◆ TO BE DONE: Take the material below and retype it in full; pictures are left out.

◆ SUPPLIED MATERIAL:
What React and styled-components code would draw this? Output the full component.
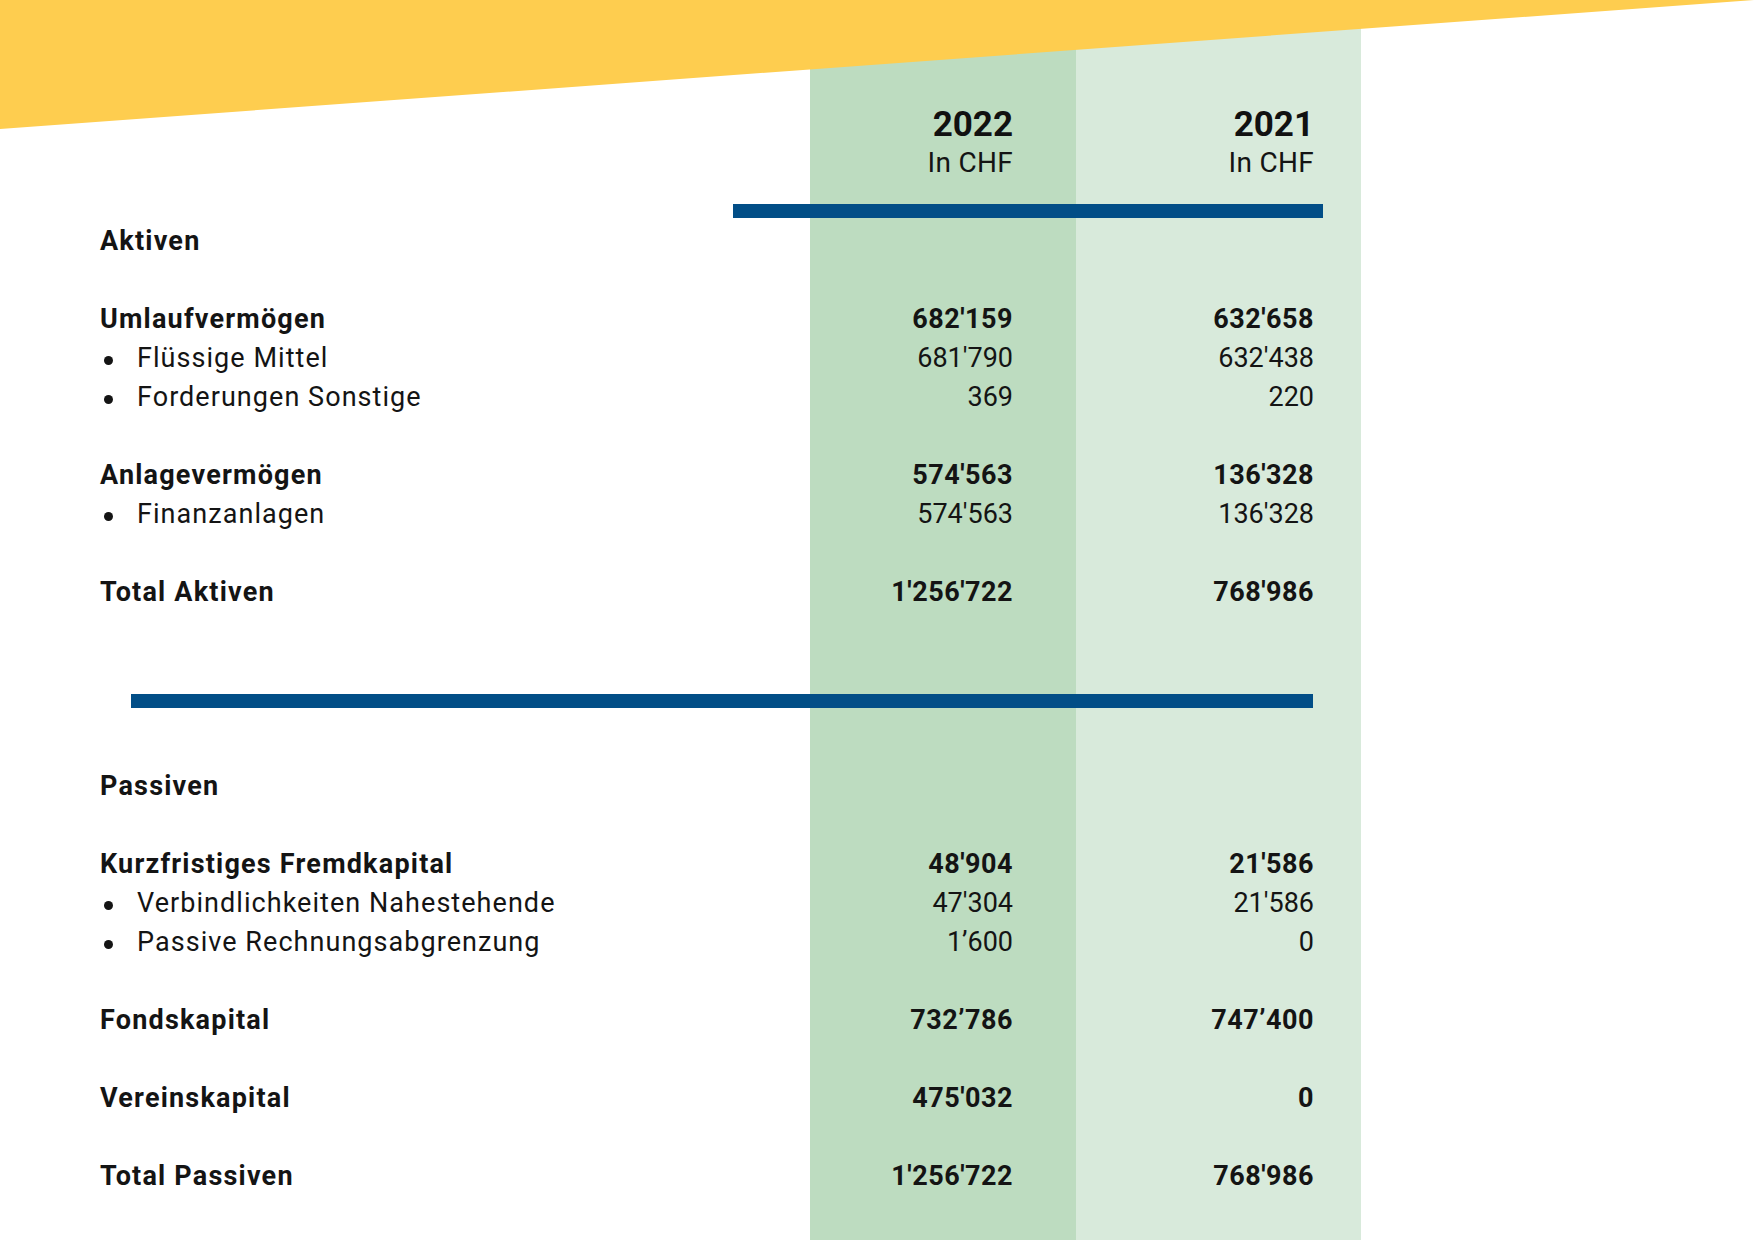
import styled, { createGlobalStyle } from 'styled-components';

const GlobalStyle = createGlobalStyle`
  html, body {
    margin: 0;
    padding: 0;
  }

  body {
    font-family: Roboto, "Liberation Sans", sans-serif;
    color: #141414;
    background: #fff;
  }
`;

const Page = styled.main`
  position: relative;
  width: 1754px;
  height: 1240px;
  overflow: hidden;
  background: linear-gradient(
    to right,
    #fff 0 810px,
    #bddcc0 810px 1076px,
    #d8eadb 1076px 1361px,
    #fff 1361px
  );
`;

const Banner = styled.div`
  position: absolute;
  top: 0;
  left: 0;
  width: 100%;
  height: 130px;
  background-color: #fecd4f;
  clip-path: polygon(0 0, 100% 0, 0 129px);
`;

const Sheet = styled.section`
  box-sizing: border-box;
  width: 1314px;
  padding: 105px 0 0 100px;
`;

const Grid = styled.div`
  display: grid;
  grid-template-columns: 1fr 200px 301px;
`;

const HeadCell = styled.div`
  text-align: right;
`;

const Year = styled.div`
  font-size: 35px;
  font-weight: 700;
  line-height: 40px;
  color: #111;
`;

const Unit = styled.div`
  font-size: 28px;
  font-weight: 400;
  line-height: 36px;
  letter-spacing: 0.3px;
`;

const Rule = styled.div`
  height: 14px;
  background-color: #024e87;
  width: ${props => props.$width}px;
  margin: ${props => props.$margin};
`;

const Block = styled.div`
  display: flex;
  flex-direction: column;
  gap: 39px;
`;

const Row = styled(Grid)`
  height: 39px;
  line-height: 39px;
  font-size: 27px;
  font-weight: ${props => (props.$strong ? 700 : 400)};
`;

const Label = styled.div`
  display: flex;
  align-items: center;
  white-space: nowrap;
  letter-spacing: ${props => (props.$strong ? '1.2px' : '1.05px')};
`;

const Dot = styled.span`
  width: 9px;
  height: 9px;
  margin: 4px 24px 0 4px;
  border-radius: 50%;
  background-color: #141414;
`;

const Value = styled.div`
  text-align: right;
  letter-spacing: ${props => (props.$strong ? '0.5px' : '0')};
`;

const aktiven = [
  {
    label: 'Umlaufvermögen',
    values: ["682'159", "632'658"],
    items: [
      ['Flüssige Mittel', "681'790", "632'438"],
      ['Forderungen Sonstige', '369', '220'],
    ],
  },
  {
    label: 'Anlagevermögen',
    values: ["574'563", "136'328"],
    items: [['Finanzanlagen', "574'563", "136'328"]],
  },
];

const passiven = [
  {
    label: 'Kurzfristiges Fremdkapital',
    values: ["48'904", "21'586"],
    items: [
      ['Verbindlichkeiten Nahestehende', "47'304", "21'586"],
      ['Passive Rechnungsabgrenzung', '1’600', '0'],
    ],
  },
  { label: 'Fondskapital', values: ['732’786', '747’400'], items: [] },
  { label: 'Vereinskapital', values: ["475'032", '0'], items: [] },
];

function Line({ label, values, strong, bullet }) {
  return (
    <Row $strong={strong}>
      <Label $strong={strong}>
        {bullet && <Dot />}
        {label}
      </Label>
      <Value $strong={strong}>{values[0]}</Value>
      <Value $strong={strong}>{values[1]}</Value>
    </Row>
  );
}

function Section({ title, groups, total }) {
  return (
    <Block>
      <Row $strong>
        <Label $strong>{title}</Label>
      </Row>
      {groups.map(group => (
        <div key={group.label}>
          <Line label={group.label} values={group.values} strong />
          {group.items.map(([label, a, b]) => (
            <Line key={label} label={label} values={[a, b]} bullet />
          ))}
        </div>
      ))}
      <Line label={total.label} values={total.values} strong />
    </Block>
  );
}

function App() {
  return (
    <Page>
      <GlobalStyle />
      <Sheet>
        <Grid>
          <div />
          <HeadCell>
            <Year>2022</Year>
            <Unit>In CHF</Unit>
          </HeadCell>
          <HeadCell>
            <Year>2021</Year>
            <Unit>In CHF</Unit>
          </HeadCell>
        </Grid>

        <Rule $width={590} $margin="23px 0 3.5px 633px" />

        <Section
          title="Aktiven"
          groups={aktiven}
          total={{ label: 'Total Aktiven', values: ["1'256'722", "768'986"] }}
        />

        <Rule $width={1182} $margin="82.5px 0 59px 31px" />

        <Section
          title="Passiven"
          groups={passiven}
          total={{ label: 'Total Passiven', values: ["1'256'722", "768'986"] }}
        />
      </Sheet>
      <Banner />
    </Page>
  );
}

export default App;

◆ TASK SOLUTION:
What React and styled-components code would draw this? Output the full component.
import styled, { createGlobalStyle } from 'styled-components';

const GlobalStyle = createGlobalStyle`
  html, body {
    margin: 0;
    padding: 0;
  }

  body {
    font-family: Roboto, "Liberation Sans", sans-serif;
    color: #141414;
    background: #fff;
  }
`;

const Page = styled.main`
  position: relative;
  width: 1754px;
  height: 1240px;
  overflow: hidden;
  background: linear-gradient(
    to right,
    #fff 0 810px,
    #bddcc0 810px 1076px,
    #d8eadb 1076px 1361px,
    #fff 1361px
  );
`;

const Banner = styled.div`
  position: absolute;
  top: 0;
  left: 0;
  width: 100%;
  height: 130px;
  background-color: #fecd4f;
  clip-path: polygon(0 0, 100% 0, 0 129px);
`;

const Sheet = styled.section`
  box-sizing: border-box;
  width: 1314px;
  padding: 105px 0 0 100px;
`;

const Grid = styled.div`
  display: grid;
  grid-template-columns: 1fr 200px 301px;
`;

const HeadCell = styled.div`
  text-align: right;
`;

const Year = styled.div`
  font-size: 35px;
  font-weight: 700;
  line-height: 40px;
  color: #111;
`;

const Unit = styled.div`
  font-size: 28px;
  font-weight: 400;
  line-height: 36px;
  letter-spacing: 0.3px;
`;

const Rule = styled.div`
  height: 14px;
  background-color: #024e87;
  width: ${props => props.$width}px;
  margin: ${props => props.$margin};
`;

const Block = styled.div`
  display: flex;
  flex-direction: column;
  gap: 39px;
`;

const Row = styled(Grid)`
  height: 39px;
  line-height: 39px;
  font-size: 27px;
  font-weight: ${props => (props.$strong ? 700 : 400)};
`;

const Label = styled.div`
  display: flex;
  align-items: center;
  white-space: nowrap;
  letter-spacing: ${props => (props.$strong ? '1.2px' : '1.05px')};
`;

const Dot = styled.span`
  width: 9px;
  height: 9px;
  margin: 4px 24px 0 4px;
  border-radius: 50%;
  background-color: #141414;
`;

const Value = styled.div`
  text-align: right;
  letter-spacing: ${props => (props.$strong ? '0.5px' : '0')};
`;

const aktiven = [
  {
    label: 'Umlaufvermögen',
    values: ["682'159", "632'658"],
    items: [
      ['Flüssige Mittel', "681'790", "632'438"],
      ['Forderungen Sonstige', '369', '220'],
    ],
  },
  {
    label: 'Anlagevermögen',
    values: ["574'563", "136'328"],
    items: [['Finanzanlagen', "574'563", "136'328"]],
  },
];

const passiven = [
  {
    label: 'Kurzfristiges Fremdkapital',
    values: ["48'904", "21'586"],
    items: [
      ['Verbindlichkeiten Nahestehende', "47'304", "21'586"],
      ['Passive Rechnungsabgrenzung', '1’600', '0'],
    ],
  },
  { label: 'Fondskapital', values: ['732’786', '747’400'], items: [] },
  { label: 'Vereinskapital', values: ["475'032", '0'], items: [] },
];

function Line({ label, values, strong, bullet }) {
  return (
    <Row $strong={strong}>
      <Label $strong={strong}>
        {bullet && <Dot />}
        {label}
      </Label>
      <Value $strong={strong}>{values[0]}</Value>
      <Value $strong={strong}>{values[1]}</Value>
    </Row>
  );
}

function Section({ title, groups, total }) {
  return (
    <Block>
      <Row $strong>
        <Label $strong>{title}</Label>
      </Row>
      {groups.map(group => (
        <div key={group.label}>
          <Line label={group.label} values={group.values} strong />
          {group.items.map(([label, a, b]) => (
            <Line key={label} label={label} values={[a, b]} bullet />
          ))}
        </div>
      ))}
      <Line label={total.label} values={total.values} strong />
    </Block>
  );
}

function App() {
  return (
    <Page>
      <GlobalStyle />
      <Sheet>
        <Grid>
          <div />
          <HeadCell>
            <Year>2022</Year>
            <Unit>In CHF</Unit>
          </HeadCell>
          <HeadCell>
            <Year>2021</Year>
            <Unit>In CHF</Unit>
          </HeadCell>
        </Grid>

        <Rule $width={590} $margin="23px 0 3.5px 633px" />

        <Section
          title="Aktiven"
          groups={aktiven}
          total={{ label: 'Total Aktiven', values: ["1'256'722", "768'986"] }}
        />

        <Rule $width={1182} $margin="82.5px 0 59px 31px" />

        <Section
          title="Passiven"
          groups={passiven}
          total={{ label: 'Total Passiven', values: ["1'256'722", "768'986"] }}
        />
      </Sheet>
      <Banner />
    </Page>
  );
}

export default App;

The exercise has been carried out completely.